Search the listing for the string "styles" and copy every line that contains it.

━━━ Stored data

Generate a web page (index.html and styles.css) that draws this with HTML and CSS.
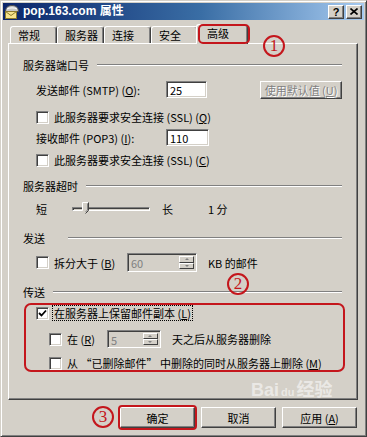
FILE: index.html
```html
<!DOCTYPE html>
<html>

<head>
    <title>pop.163.com 属性</title>
    <link rel="stylesheet" href="styles.css">
</head>

<body>
    <div class="window">
        <div class="titlebar">
            <svg class="title-icon" width="16" height="14" viewBox="0 0 16 14">
                <path d="M1.5 6.5 C1.5 2 5 0.5 8 0.5 C11 0.5 14.5 2 14.5 6.5 Z" fill="#c8c8c8" stroke="#505050"/>
                <path d="M3 4 C5 2.5 11 2.5 13 4" fill="none" stroke="#fff"/>
                <rect x="1.5" y="6.5" width="11" height="7" fill="#f6e48c" stroke="#8c7a2c"/>
                <path d="M1.5 6.5 L7 10.5 L12.5 6.5" fill="none" stroke="#8c7a2c"/>
            </svg>
            <span class="title-text">pop.163.com 属性</span>
            <div class="caption-btns">
                <span class="cap-btn">?</span>
                <span class="cap-btn cap-close">
                    <svg width="8" height="7" viewBox="0 0 8 7"><path d="M0.5 0.5 L7.5 6.5 M7.5 0.5 L0.5 6.5" stroke="#000" stroke-width="1.6"/></svg>
                </span>
            </div>
        </div>

        <div class="main">
            <div class="tabs">
                <div class="tab">常规</div>
                <div class="tab">服务器</div>
                <div class="tab">连接</div>
                <div class="tab">安全</div>
                <div class="tab active">高级</div>
            </div>

            <div class="panel">
                <div class="group-title"><span>服务器端口号</span><i class="etch"></i></div>
                <div class="row port-row first-port">
                    <span class="port-label">发送邮件 (SMTP) (<u>O</u>):</span>
                    <span class="textbox">25</span>
                    <span class="btn btn-default-val">使用默认值 (<u>U</u>)</span>
                </div>
                <div class="row check-row ssl-1">
                    <span class="cb"></span>
                    <span>此服务器要求安全连接 (SSL) (<u>Q</u>)</span>
                </div>
                <div class="row port-row second-port">
                    <span class="port-label">接收邮件 (POP3) (<u>I</u>):</span>
                    <span class="textbox">110</span>
                </div>
                <div class="row check-row ssl-2">
                    <span class="cb"></span>
                    <span>此服务器要求安全连接 (SSL) (<u>C</u>)</span>
                </div>

                <div class="group-title timeout-title"><span>服务器超时</span><i class="etch"></i></div>
                <div class="row slider-row">
                    <span>短</span>
                    <div class="track">
                        <svg class="thumb" width="7" height="12" viewBox="0 0 7 12">
                            <path d="M0.5 0.5 H6.5 V8.5 L3.5 11.5 L0.5 8.5 Z" fill="#d4d0c8"/>
                            <path d="M0.5 8.5 V0.5 H6" fill="none" stroke="#fff"/>
                            <path d="M6.5 0.5 V8.5 L3.5 11.5" fill="none" stroke="#404040"/>
                            <path d="M5.5 1.5 V8 L3.5 10" fill="none" stroke="#808080"/>
                        </svg>
                    </div>
                    <span class="long">长</span>
                    <span class="minutes">1 分</span>
                </div>

                <div class="group-title send-title"><span>发送</span><i class="etch"></i></div>
                <div class="row check-row split-row">
                    <span class="cb"></span>
                    <span class="split-label">拆分大于 (<u>B</u>)</span>
                    <span class="spinner spinner-kb">
                        <span class="spin-value">60</span>
                        <span class="spin-btns">
                            <span class="spin-btn"><i class="arrow-up"></i></span>
                            <span class="spin-btn"><i class="arrow-down"></i></span>
                        </span>
                    </span>
                    <span class="kb-text">KB 的邮件</span>
                </div>

                <div class="group-title deliver-title"><span>传送</span><i class="etch"></i></div>
                <div class="deliver-box">
                    <div class="row check-row keep-row">
                        <span class="cb checked">
                            <svg width="9" height="9" viewBox="0 0 9 9"><path d="M1 4 L3.5 6.5 L8 1.5" fill="none" stroke="#000" stroke-width="1.8"/></svg>
                        </span>
                        <span class="focus-text">在服务器上保留邮件副本 (<u>L</u>)</span>
                    </div>
                    <div class="row check-row sub-row days-row">
                        <span class="cb"></span>
                        <span class="days-label">在 (<u>R</u>)</span>
                        <span class="spinner spinner-days">
                            <span class="spin-value">5</span>
                            <span class="spin-btns">
                                <span class="spin-btn"><i class="arrow-up"></i></span>
                                <span class="spin-btn"><i class="arrow-down"></i></span>
                            </span>
                        </span>
                        <span class="days-text">天之后从服务器删除</span>
                    </div>
                    <div class="row check-row sub-row purge-row">
                        <span class="cb"></span>
                        <span>从 “已删除邮件” 中删除的同时从服务器上删除 (<u>M</u>)</span>
                    </div>
                </div>
            </div>

            <div class="buttons">
                <span class="btn btn-ok">确定</span>
                <span class="btn">取消</span>
                <span class="btn">应用 (<u>A</u>)</span>
            </div>
        </div>

        <span class="mark mark-1">1</span>
        <span class="mark mark-2">2</span>
        <span class="mark mark-3">3</span>

        <div class="watermark">Bai<span class="paw">du</span>经验</div>
    </div>
</body>

</html>
```

FILE: styles.css
```css
body {
    margin: 0;
    font-family: "Noto Sans CJK SC", sans-serif;
    font-size: 11px;
    color: #000;
    background-color: #d4d0c8;
}

.window {
    position: relative;
    width: 367px;
    height: 437px;
    box-sizing: border-box;
    border: 1px solid;
    border-color: #d4d0c8 #404040 #404040 #d4d0c8;
    padding: 2px;
    box-shadow: inset 1px 1px #fff, inset -1px -1px #808080;
    background-color: #d4d0c8;
    display: flex;
    flex-direction: column;
    overflow: hidden;
}

/* title bar */
.titlebar {
    height: 17px;
    flex: none;
    display: flex;
    align-items: center;
    padding: 0 2px 0 1px;
    background: linear-gradient(to right, #0a246a, #3a6ea5 55%, #a6caf0);
}

.title-icon {
    flex: none;
    margin-right: 3px;
}

.title-text {
    flex: 1;
    color: #fff;
    font-family: "Liberation Sans", "Noto Sans CJK SC", sans-serif;
    font-weight: bold;
    font-size: 12px;
    line-height: 17px;
}

.caption-btns {
    display: flex;
    gap: 2px;
}

.cap-btn {
    width: 16px;
    height: 14px;
    box-sizing: border-box;
    border: 1px solid;
    border-color: #fff #404040 #404040 #fff;
    box-shadow: inset -1px -1px #808080;
    background-color: #d4d0c8;
    display: flex;
    justify-content: center;
    align-items: center;
    font-family: "Liberation Sans", sans-serif;
    font-weight: bold;
    font-size: 11px;
    line-height: 12px;
}

/* tabs */
.main {
    flex: 1;
    display: flex;
    flex-direction: column;
    padding: 0 6px 0 5px;
}

.tabs {
    height: 23px;
    flex: none;
    display: flex;
    align-items: flex-end;
    padding-left: 2px;
    position: relative;
    z-index: 1;
}

.tab {
    width: 47px;
    height: 17px;
    box-sizing: border-box;
    border: 1px solid;
    border-color: #fff #404040 transparent #fff;
    border-bottom: none;
    border-radius: 3px 3px 0 0;
    box-shadow: inset -1px 0 #808080;
    padding: 1px 0 0 7px;
    line-height: 15px;
}

.tab.active {
    position: relative;
    width: 52px;
    height: 20px;
    margin: 0 0 -1px -2px;
    padding: 1px 0 0 10px;
    background-color: #d4d0c8;
}

.tab.active::after {
    content: "";
    position: absolute;
    left: 1px;
    top: -1px;
    right: -3px;
    bottom: 0;
    border: 2px solid #c4161c;
    border-radius: 5px;
}

/* panel */
.panel {
    height: 357px;
    flex: none;
    box-sizing: border-box;
    border: 1px solid;
    border-color: #fff #404040 #404040 #fff;
    box-shadow: inset -1px -1px #808080;
    padding: 14px 15px 0 14px;
}

.group-title {
    height: 14px;
    display: flex;
    align-items: center;
    line-height: 14px;
}

.etch {
    flex: 1;
    height: 0;
    border-top: 1px solid #808080;
    border-bottom: 1px solid #fff;
    margin-left: 8px;
}

.timeout-title { margin-top: 12px; }
.send-title { margin-top: 14px; }
.send-title .etch { margin-left: 23px; }
.deliver-title { margin-top: 12px; }

.row {
    display: flex;
    align-items: center;
    padding-left: 13px;
    line-height: 14px;
}

.port-row { height: 19px; }
.first-port { margin-top: 8px; }
.ssl-1 { margin-top: 11px; }
.second-port { margin-top: 4px; }
.ssl-2 { margin-top: 6px; }

.port-label {
    width: 130px;
    flex: none;
}

.textbox {
    width: 43px;
    height: 17px;
    box-sizing: border-box;
    border: 1px solid;
    border-color: #808080 #fff #fff #808080;
    box-shadow: inset 1px 1px #404040, inset -1px -1px #d4d0c8;
    background-color: #fff;
    padding: 1px 0 0 3px;
    line-height: 14px;
}

.btn {
    width: 75px;
    height: 21px;
    box-sizing: border-box;
    border: 1px solid;
    border-color: #fff #404040 #404040 #fff;
    box-shadow: inset -1px -1px #808080;
    display: flex;
    justify-content: center;
    align-items: center;
    line-height: 14px;
}

.btn-default-val {
    width: 86px;
    height: 18px;
    margin-left: 53px;
    color: #808080;
    text-shadow: 1px 1px #fff;
}

.check-row { height: 14px; }

.cb {
    width: 13px;
    height: 13px;
    flex: none;
    box-sizing: border-box;
    border: 1px solid;
    border-color: #808080 #fff #fff #808080;
    box-shadow: inset 1px 1px #404040, inset -1px -1px #d4d0c8;
    background-color: #fff;
    margin-right: 5px;
    display: flex;
    justify-content: center;
    align-items: center;
}

/* slider */
.slider-row {
    height: 16px;
    margin-top: 8px;
}

.track {
    position: relative;
    width: 78px;
    height: 4px;
    box-sizing: border-box;
    margin-left: 25px;
    border: 1px solid;
    border-color: #808080 #fff #fff #808080;
    box-shadow: inset 1px 1px #404040;
    background-color: #d4d0c8;
}

.thumb {
    position: absolute;
    left: 9px;
    top: -6px;
}

.long { margin-left: 12px; }
.minutes { margin-left: 35px; }

/* spinners */
.split-row {
    height: 21px;
    margin-top: 7px;
}

.split-label {
    width: 73px;
    flex: none;
}

.spinner {
    display: flex;
    box-sizing: border-box;
    border: 1px solid;
    border-color: #808080 #fff #fff #808080;
    box-shadow: inset 1px 1px #404040, inset -1px -1px #d4d0c8;
    background-color: #d4d0c8;
    padding: 2px;
    color: #808080;
}

.spinner-kb {
    width: 70px;
    height: 19px;
}

.spinner-days {
    width: 54px;
    height: 18px;
    margin-left: 12px;
}

.spin-value {
    flex: 1;
    line-height: 14px;
    padding-left: 1px;
}

.spin-btns {
    width: 15px;
    display: flex;
    flex-direction: column;
}

.spin-btn {
    flex: 1;
    box-sizing: border-box;
    border: 1px solid;
    border-color: #fff #404040 #404040 #fff;
    display: flex;
    justify-content: center;
    align-items: center;
}

.arrow-up,
.arrow-down {
    width: 0;
    height: 0;
    border-left: 2px solid transparent;
    border-right: 2px solid transparent;
}

.arrow-up { border-bottom: 2px solid #808080; }
.arrow-down { border-top: 2px solid #808080; }

.kb-text { margin-left: 11px; }

/* deliver group */
.deliver-box {
    margin: 4px -3px 0 1px;
    height: 69px;
    box-sizing: border-box;
    border: 2px solid #c4161c;
    border-radius: 7px;
    padding: 1px 0 0 10px;
}

.deliver-box .row { padding-left: 0; }

.keep-row { height: 14px; }

.focus-text {
    outline: 1px dotted #000;
    outline-offset: 0;
    padding: 0 1px;
    margin-left: -1px;
}

.deliver-box .sub-row { padding-left: 13px; }

.days-row {
    height: 18px;
    margin-top: 10px;
}

.days-text { margin-left: 11px; }

.purge-row { margin-top: 8px; }

/* buttons */
.buttons {
    display: flex;
    justify-content: flex-end;
    gap: 6px;
    margin-top: 7px;
    padding-right: 1px;
}

.btn-ok {
    position: relative;
}

.btn-ok::after {
    content: "";
    position: absolute;
    left: -3px;
    top: -3px;
    right: -3px;
    bottom: -3px;
    border: 2px solid #c4161c;
    border-radius: 4px;
}

/* annotations */
.mark {
    position: absolute;
    width: 22px;
    height: 22px;
    box-sizing: border-box;
    border: 2px solid #c4161c;
    border-radius: 50%;
    color: #c4161c;
    font-family: "Liberation Serif", serif;
    font-size: 17px;
    line-height: 18px;
    text-align: center;
}

.mark-1 { left: 262px; top: 34px; }
.mark-2 { left: 226px; top: 272px; }
.mark-3 { left: 91px; top: 405px; }

.watermark {
    position: absolute;
    left: 250px;
    top: 378px;
    color: rgba(255, 255, 255, 0.55);
    font-family: "Liberation Sans", "Noto Sans CJK SC", sans-serif;
    font-weight: bold;
    font-size: 18px;
    line-height: 22px;
    pointer-events: none;
}

.paw {
    font-size: 11px;
    margin: 0 2px;
}
```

━━━━━━

# Exercise output:
Generate a web page (index.html and styles.css) that draws this with HTML and CSS.
    <link rel="stylesheet" href="styles.css">
FILE: styles.css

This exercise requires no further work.